The field of the invention pertains to processes for manufacturing semiconductor devices such as solar cells.
Typical processes for manufacturing semiconductor devices incorporate the slicing of wafers from an ingot of one conductivity type, at some point diffusing a dopant into the wafer to create portions of the opposite conductivity type and also, at some point, etching unwanted material from the wafers.
For example, a typical process employed in the formation of solar cells begins with the growing of a P-type silicon ingot with no particular attention to its type of crystal orientation, or perhaps with a [100] orientation due to the ease of texturing wafers formed from a crystal with this type of orientation. It is, nevertheless, well known that silicon prefers to grow with the [111] type of orientation and can thus be grown faster with this orientation, and some work has been done on employing such ingots. After the ingot is grown, it is typically centerless ground into a cylindrical shape along which a plane surface is then ground for ease of handling of the wafers which will be formed from the ingot.

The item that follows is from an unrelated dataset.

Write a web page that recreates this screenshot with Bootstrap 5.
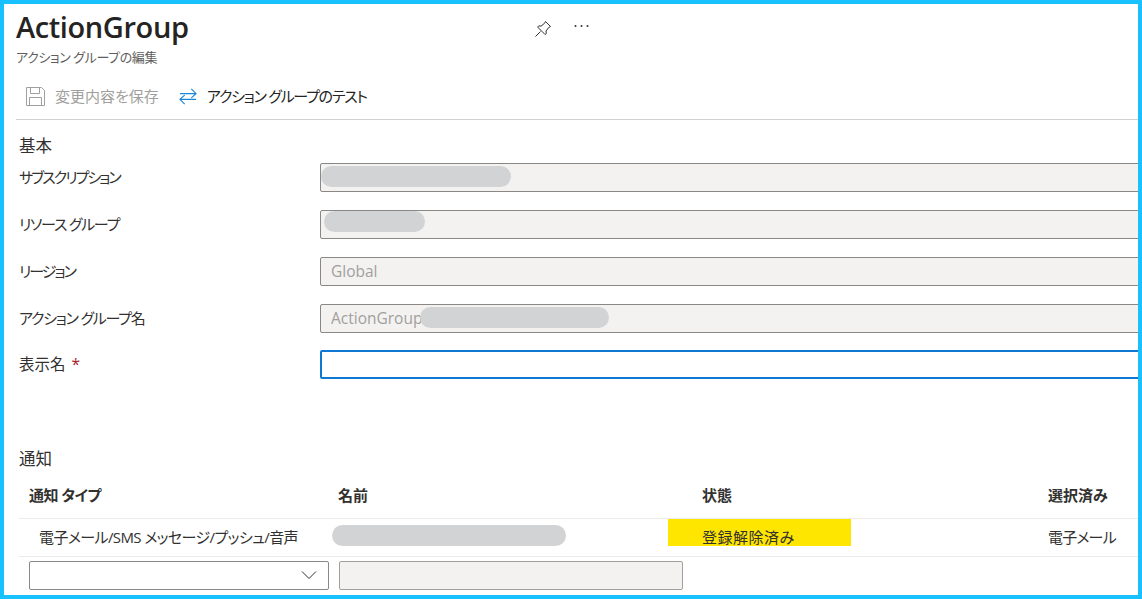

The shaped ingot is then conventionally mounted, e.g., on an epoxy base, and sawed into wafers of the order of 0.381 mm (0.015") thickness, with a sawdust loss of approximately the same thickness. A rotating saw or cutting wheel having a periphery charged with diamond particles is typically used and must be replaced approximately every 2000 slices.
Since wafers having a thickness of less than one-third the just-mentioned figure can be readily processed into solar cells, the loss of the semiconductor material during sawing is of great significance from an economic standpoint. In addition, sawing speed limitations, to minimize vibration, breakage and cutting damage, tend to make the sawing somewhat of a bottleneck in the over-all manufacturing process. In attempting to improve upon sawing capabilities, work has been done on the development and use of less traditional types of sawing, including diamond wire sawing (wire charged with diamonds), multi-blade slurry sawing (blades without teeth passed through slurry including, e.g., silicon carbide particles) and multi-wire slurry sawing.

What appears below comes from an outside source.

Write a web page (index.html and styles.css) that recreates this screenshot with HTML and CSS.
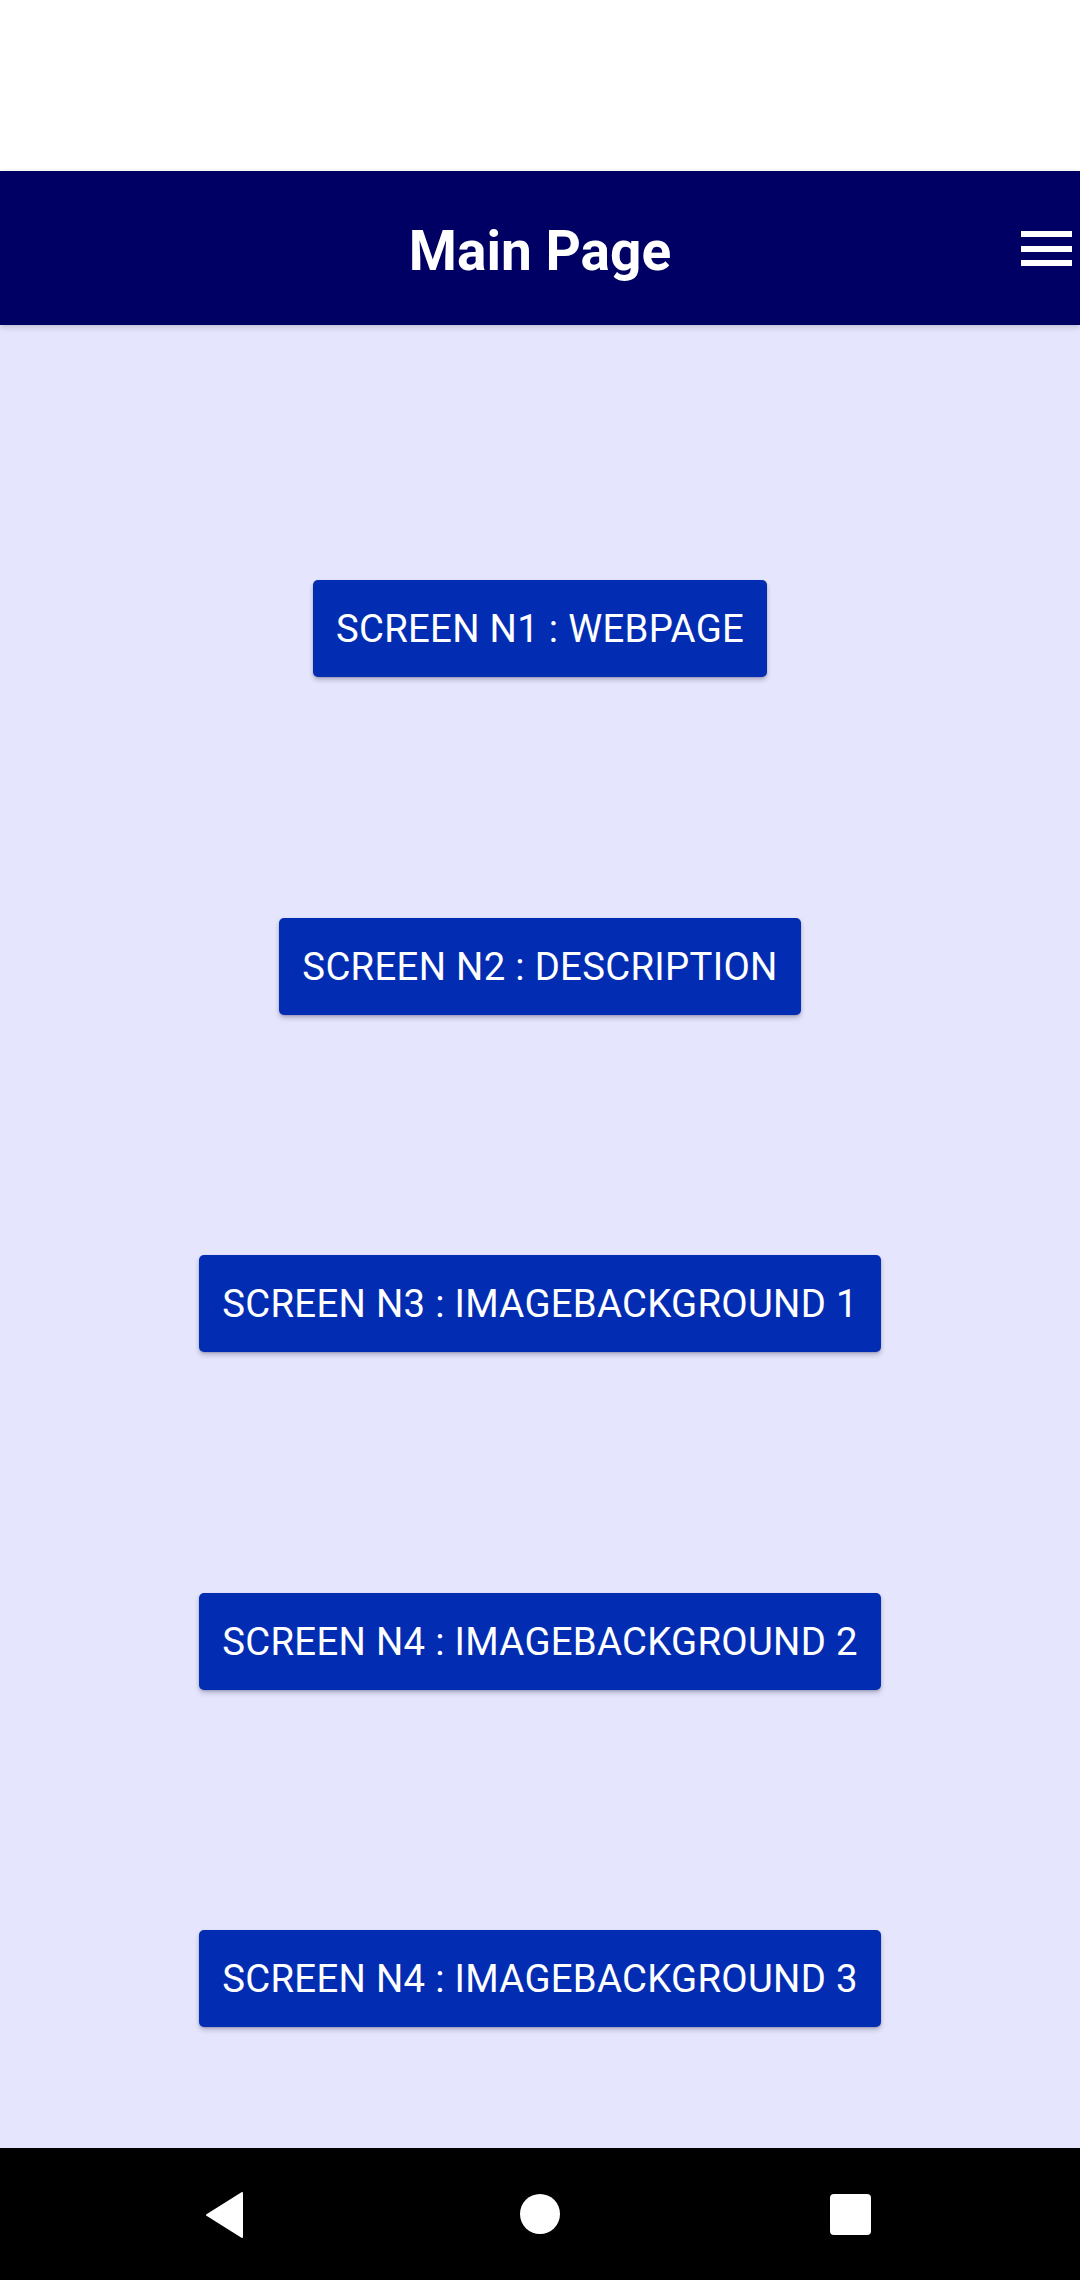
FILE: index.html
```html
<!DOCTYPE html>
<html>
<head>
<meta charset="utf-8">
<link rel="stylesheet" href="styles.css">
</head>
<body>
<div class="status"></div>
<header class="appbar">
  <h1 class="title">Main Page</h1>
  <div class="menu"><span></span><span></span><span></span></div>
</header>
<main class="content">
  <button class="btn">SCREEN N1 : WEBPAGE</button>
  <button class="btn">SCREEN N2 : DESCRIPTION</button>
  <button class="btn">SCREEN N3 : IMAGEBACKGROUND 1</button>
  <button class="btn">SCREEN N4 : IMAGEBACKGROUND 2</button>
  <button class="btn">SCREEN N4 : IMAGEBACKGROUND 3</button>
</main>
<nav class="navbar">
  <svg class="nav-back" width="40" height="46" viewBox="0 0 40 46"><path d="M37 1 L37 45 L2 23 Z" fill="#fff" stroke="#fff" stroke-width="2" stroke-linejoin="round"/></svg>
  <span class="nav-home"></span>
  <span class="nav-recent"></span>
</nav>
</body>
</html>
```
FILE: styles.css
```css
* { box-sizing: border-box; }
html, body {
  margin: 0;
  padding: 0;
  width: 1080px;
  height: 2280px;
  overflow: hidden;
  font-family: Roboto, "Noto Sans", sans-serif;
}
body {
  display: flex;
  flex-direction: column;
  background: #e5e5fd;
}
.status {
  height: 171px;
  background: #ffffff;
  flex: none;
}
.appbar {
  position: relative;
  height: 154px;
  flex: none;
  background: #000064;
  display: flex;
  align-items: center;
  justify-content: center;
  box-shadow: 0 2px 6px rgba(0,0,0,0.18);
  z-index: 2;
}
.title {
  margin: 0;
  color: #ffffff;
  font-size: 55px;
  font-weight: 700;
  line-height: 1;
  margin-top: 6px;
}
.menu {
  position: absolute;
  left: 1021px;
  top: 60px;
  width: 51px;
  display: flex;
  flex-direction: column;
  gap: 8.5px;
}
.menu span {
  display: block;
  height: 6px;
  background: #ffffff;
}
.content {
  flex: 1;
  display: flex;
  flex-direction: column;
  align-items: center;
  padding-top: 255px;
  gap: 240.6px;
}
.btn {
  height: 97px;
  padding: 0 23px;
  border: none;
  border-radius: 5px;
  background: #022db3;
  color: #ffffff;
  font-family: Roboto, "Noto Sans", sans-serif;
  font-size: 38.3px;
  font-weight: 400;
  letter-spacing: 0.3px;
  box-shadow: 0 3px 5px rgba(0,0,40,0.22), 0 1px 2px rgba(0,0,40,0.15);
}
.navbar {
  flex: none;
  height: 132px;
  background: #000000;
  position: relative;
}
.nav-back {
  position: absolute;
  left: 205px;
  top: 44px;
}
.nav-home {
  position: absolute;
  left: 520px;
  top: 46px;
  width: 40px;
  height: 40px;
  border-radius: 50%;
  background: #fff;
}
.nav-recent {
  position: absolute;
  left: 830px;
  top: 46px;
  width: 41px;
  height: 41px;
  border-radius: 4px;
  background: #fff;
}
```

Moving to the post-sawing part of the typical process for forming solar cells, the sawed-off wafers are typically retrieved and placed in multi-wafer cassettes. In these cassettes they can readily be subjected to various liquids in order to dissolve the epoxy mounting, to remove the cutting damage (typically 20% by weight sodium hydroxide), to neutralize the damage-removing solution (typically 10% by weight sulfuric acid) and to cleanse the wafers (e.g., purified water). Then, prior to diffusion to form regions of N-type material (e.g., in an open-tube type furnace), the wafers are typically transferred to another quartz cassette, often with double spacing. The double spacing enables wafers to be diffused with a surface of one against a surface of the other, to eliminate or minimize diffusion into the adjacent surfaces.
Following the diffusion, unwanted material is typically etched away, usually by plasma etching, and contacts are applied to the large surfaces of the wafers. Such etching incudes an edge and front surface etching and, in some processes, also a back surface etching.

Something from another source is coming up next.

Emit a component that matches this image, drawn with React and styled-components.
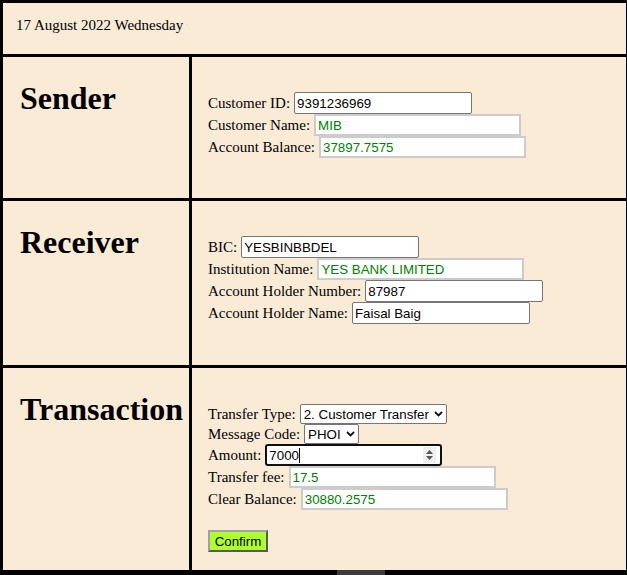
import React from "react";
import styled, { createGlobalStyle } from "styled-components";

const GlobalStyle = createGlobalStyle`
  html, body {
    margin: 0;
    padding: 0;
    background: #faebd7;
  }
  body {
    font-family: "Liberation Serif", "Times New Roman", serif;
    font-size: 15px;
    color: #000;
  }
`;

const Page = styled.div`
  width: 627px;
  background: #000;
  box-sizing: border-box;
  padding: 3px 1px 0 3px;
`;

const Grid = styled.div`
  display: grid;
  grid-template-columns: 186px 434px;
  grid-template-rows: 51px 141px 164px 202px;
  gap: 3px;
`;

const Cell = styled.div`
  background: #faebd7;
  box-sizing: border-box;
`;

const DateCell = styled(Cell)`
  grid-column: 1 / span 2;
  padding: 14px 13px;
  line-height: 17px;
`;

const TitleCell = styled(Cell)`
  padding: 23px 17px;
`;

const Title = styled.h1`
  margin: 0;
  font-size: 32px;
  font-weight: bold;
  line-height: 37px;
`;

const FormCell = styled(Cell)`
  padding: ${(p) => p.$top || 35}px 16px 0 16px;
  display: flex;
  flex-direction: column;
`;

const Line = styled.div`
  display: flex;
  align-items: center;
  gap: 4px;
  white-space: nowrap;
`;

const Label = styled.span`
  line-height: 17px;
`;

const TextBox = styled.input`
  box-sizing: border-box;
  height: 22px;
  width: ${(p) => (p.readOnly ? 207 : 178)}px;
  padding: 1px 2px;
  font-family: "Liberation Sans", Arial, sans-serif;
  font-size: 13.33px;
  background: #fff;
  color: ${(p) => (p.readOnly ? "#008000" : "#000")};
  border: ${(p) => (p.readOnly ? "2px solid #cccccc" : "1px solid #767676")};
  border-radius: ${(p) => (p.readOnly ? 0 : 2)}px;
  outline: none;
`;

const SelectBox = styled.div`
  box-sizing: border-box;
  height: 20px;
  width: ${(p) => p.$w}px;
  display: flex;
  align-items: center;
  gap: 1px;
  padding: 0 3px 0 3px;
  background: #fff;
  border: 1px solid #767676;
  border-radius: 2px;
`;

const Select = styled.select`
  appearance: none;
  flex: 1;
  min-width: 0;
  padding: 0;
  margin: 0;
  border: none;
  outline: none;
  background: transparent;
  font-family: "Liberation Sans", Arial, sans-serif;
  font-size: 13.33px;
  color: #000;
`;

const AmountBox = styled.div`
  box-sizing: border-box;
  width: 177px;
  height: 22px;
  display: flex;
  align-items: center;
  padding: 0 4px 0 2px;
  border: 2px solid #101010;
  border-radius: 3px;
  background: #fff;
  font-family: "Liberation Sans", Arial, sans-serif;
  font-size: 13.33px;
`;

const Caret = styled.span`
  width: 1px;
  height: 15px;
  background: #000;
`;

const Spacer = styled.span`
  flex: 1;
`;

const Spin = styled.span`
  display: flex;
  align-items: center;
  justify-content: center;
  width: 13px;
  height: 16px;
  background: #efefef;
`;

const Gap = styled.div`
  height: 20px;
`;

const ConfirmButton = styled.button`
  align-self: flex-start;
  box-sizing: border-box;
  width: 60px;
  height: 22px;
  padding: 0;
  background: #adff2f;
  border: 2px solid;
  border-color: #a0a0a0 #5a5a5a #5a5a5a #a0a0a0;
  font-family: "Liberation Sans", Arial, sans-serif;
  font-size: 13.33px;
  color: #000;
`;

const BottomBar = styled.div`
  height: 5px;
  display: flex;
`;

const Thumb = styled.div`
  margin-left: 334px;
  width: 48px;
  background: #3c3c3c;
`;

const Chevron = () => (
  <svg width="9" height="6" viewBox="0 0 9 6">
    <path d="M1 1 L4.5 4.5 L8 1" fill="none" stroke="#111" strokeWidth="1.8" />
  </svg>
);

const Field = ({ label, value, readOnly }) => (
  <Line>
    <Label>{label}</Label>
    <TextBox defaultValue={value} readOnly={readOnly} />
  </Line>
);

const Dropdown = ({ width, value, options }) => (
  <SelectBox $w={width}>
    <Select defaultValue={value}>
      {options.map((o) => (
        <option key={o}>{o}</option>
      ))}
    </Select>
    <Chevron />
  </SelectBox>
);

const App = () => {
  return (
    <>
      <GlobalStyle />
      <Page>
        <Grid>
          <DateCell>17 August 2022 Wednesday</DateCell>

          <TitleCell>
            <Title>Sender</Title>
          </TitleCell>
          <FormCell>
            <Field label="Customer ID:" value="9391236969" />
            <Field label="Customer Name:" value="MIB" readOnly />
            <Field label="Account Balance:" value="37897.7575" readOnly />
          </FormCell>

          <TitleCell>
            <Title>Receiver</Title>
          </TitleCell>
          <FormCell>
            <Field label="BIC:" value="YESBINBBDEL" />
            <Field label="Institution Name:" value="YES BANK LIMITED" readOnly />
            <Field label="Account Holder Number:" value="87987" />
            <Field label="Account Holder Name:" value="Faisal Baig" />
          </FormCell>

          <TitleCell>
            <Title>Transaction</Title>
          </TitleCell>
          <FormCell $top={36}>
            <Line>
              <Label>Transfer Type:</Label>
              <Dropdown
                width={147}
                value="2. Customer Transfer"
                options={["1. Bank Transfer", "2. Customer Transfer"]}
              />
            </Line>
            <Line>
              <Label>Message Code:</Label>
              <Dropdown width={55} value="PHOI" options={["PHOI", "PHOB"]} />
            </Line>
            <Line>
              <Label>Amount:</Label>
              <AmountBox>
                7000
                <Caret />
                <Spacer />
                <Spin>
                  <svg width="9" height="12" viewBox="0 0 9 12">
                    <path d="M4.5 1 L8 5 L1 5 Z" fill="#555" />
                    <path d="M4.5 11 L8 7 L1 7 Z" fill="#555" />
                  </svg>
                </Spin>
              </AmountBox>
            </Line>
            <Field label="Transfer fee:" value="17.5" readOnly />
            <Field label="Clear Balance:" value="30880.2575" readOnly />
            <Gap />
            <ConfirmButton>Confirm</ConfirmButton>
          </FormCell>
        </Grid>
        <BottomBar>
          <Thumb />
        </BottomBar>
      </Page>
    </>
  );
};

export default App;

The repeated individual handling of wafers in the post-sawing part of the process consumes much time and, along with the use of cassettes, results in undesired wafer damage. Further, the removal of material at various stages, either to shape or eliminate material of an undesired type, results in processing which significantly impinges on the efficiency of the over-all manufacturing process.
The present invention provides a foundation for a number of advances over conventional processes for manufacturing semiconductor devices of the type formed from wafers. Such advances include: higher speed sawing; significantly thinner wafers; significantly less sawing loss; minimal handling of individual wafers; the utilization of ingots with a type of crystal orientation that can be most readily grown; and a telescoping of the processing to improve efficiency.